Sometimes (and for me, this is the hardest to bare) someone WILL be looking at you. With purpose. They'll smile, you'll hide your face in your glass because there's no way that this person is at all looking at you like that. Why would they? Here's the truth ladies and gentlemen, despite my overtly confident exterior inside I have extremely low confidence when it comes to the opposite sex. Whilst I have a truly winning personality (...) I know that it is not possible to see that purely from the outside. When men (sometimes rather good looking men) smile at me or come over to talk to me I panic. It's like what they say about when you die and you flash through memories of your lifetime. For me, when a man comes over to talk to me I flash back to when I was 12-13 and would go to school discos. I think about never being asked to dance before and then being asked by all of the boys who we associated with. One by one, I was forced to suffer some kind of ritual humiliation. Either there would be bottom pinching or skirt lifting incidents which everyone would watch or my partner would simply get bored of being lumped with the fat girl and move on to someone else. All at my expense. I now see approaches from the opposite sex as someone playing some kind of cruel joke on me and I have turned people down for fear that they are playing a game.

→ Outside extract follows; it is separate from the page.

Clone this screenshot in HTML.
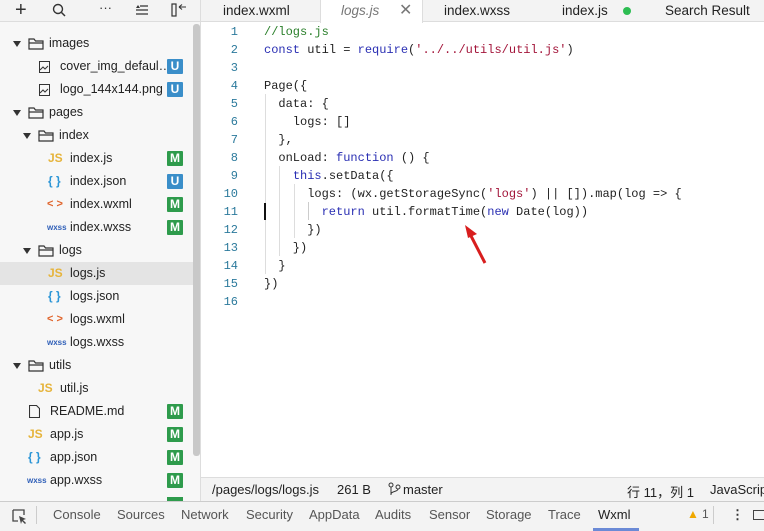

Finally, come the haters. For as long as I remember, when you are a larger person there will be people who like to remind you of that fact. I don't know why they like to remind you of this, but there are people who will go above and beyond the call of duty to tell you. A question to these people, do you think I don't know? The problem with these people is they do absolutely nothing good. For many being overweight is not simply an issue of eating crap and not moving. There are countless people who have tried and tried to lose weight and have been knocked down continuously. I remember one incident when I was walking down the high street in Wimbledon and a woman decided to tell me that I needed to "lay off the McDonald's". At that point, I hadn't eaten a McDonald's in over 3 years. Worse of all, I had lost over 50 lbs. You try to act like it doesn't phase you but you start wondering if all your hard work is even worth it because you will always be something bad to someone else. This got me thinking, you hear people say that they're trying to be 'helpful' by telling people that they're fat because it'll give them the drive to change. Really though, you're about as helpful as a person informing someone that they're wet when they're stuck in a rainstorm. Furthermore, the health risks of obesity are consistently being compared with smoking. You won't get certain treatments for related issues unless you've undertaken a weight-loss program/stop smoking plan. I dislike smoking but I have never once seen a smoker suffer from the indignity of being aggressively called out on their smoking by a complete stranger.

As I continue on this new journey, I am aware that people are going to be looking at me. People are going to comment on my losing weight and that will be great but there will always be the people who make you feel worse about yourself. To the woman with the McDonald's comment back in 2009, I do not do this for you or anyone else that I've experienced like you. I do this for me and no one else. So, to slightly alter Winston Churchill "yes madam, I am fat, but in time I shall be thinner and you will still be nursing your ugly personality". Good luck with that.